Executive compensation is by no means a simple issue. In fact, the 2016 Nobel Prize in economics was awarded to researchers who considered how motivational factors should be related to pay, bonuses, stock compensation and the timeframe of company performance in order to achieve optimal levels. One of the winners, Bengt Holmström, told a reporter after hearing he had won, that he thought executive bonuses were “extraordinarily high” and compensation contracts were too complicated.

Has it always been like this? The ratio of executive pay to worker pay was 20-to-1 in 1965, when CEOs earned an average of $832,000 annually, compared to $40,200 for workers (adjusted for today’s dollars). In 2000, the number peaked at 376-to-1, and has since settled back down to the recent level of 303-to-1 (and some estimates are as low as 216-to-1).  This increased ratio means that CEO compensation has risen dramatically over the past few decades, but the average worker compensation has not. In 2014 the average CEO made $16,316,000 compared to the $53,200 made by the average worker.

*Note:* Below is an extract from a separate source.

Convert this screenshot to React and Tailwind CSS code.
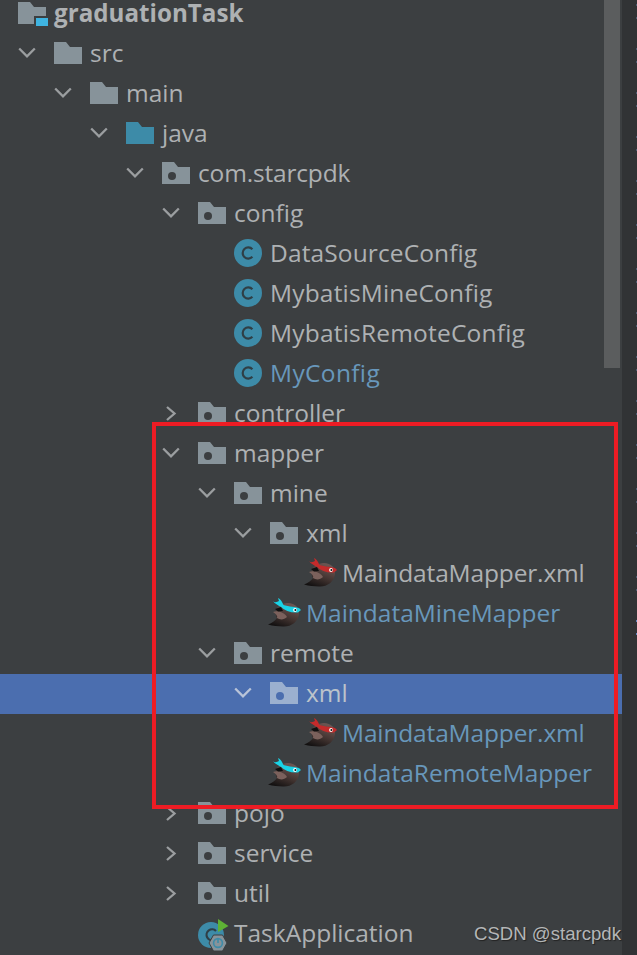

In an effort to promote greater transparency, the Securities and Exchange Commission will soon require every publicly traded company in the United States to disclose this ratio. A recent bill proposed in the California Senate calls for instituting a sliding scale of corporate taxation, with companies paying different tax rates based on their ratios and sharper increases for those with CEO to average worker pay ratios greater than 100-to-1. Other proposals for reducing the ratio and social ramifications of large gaps in companies include greater profit-sharing across employees and a more consistent relationship between (long-term) performance and bonuses.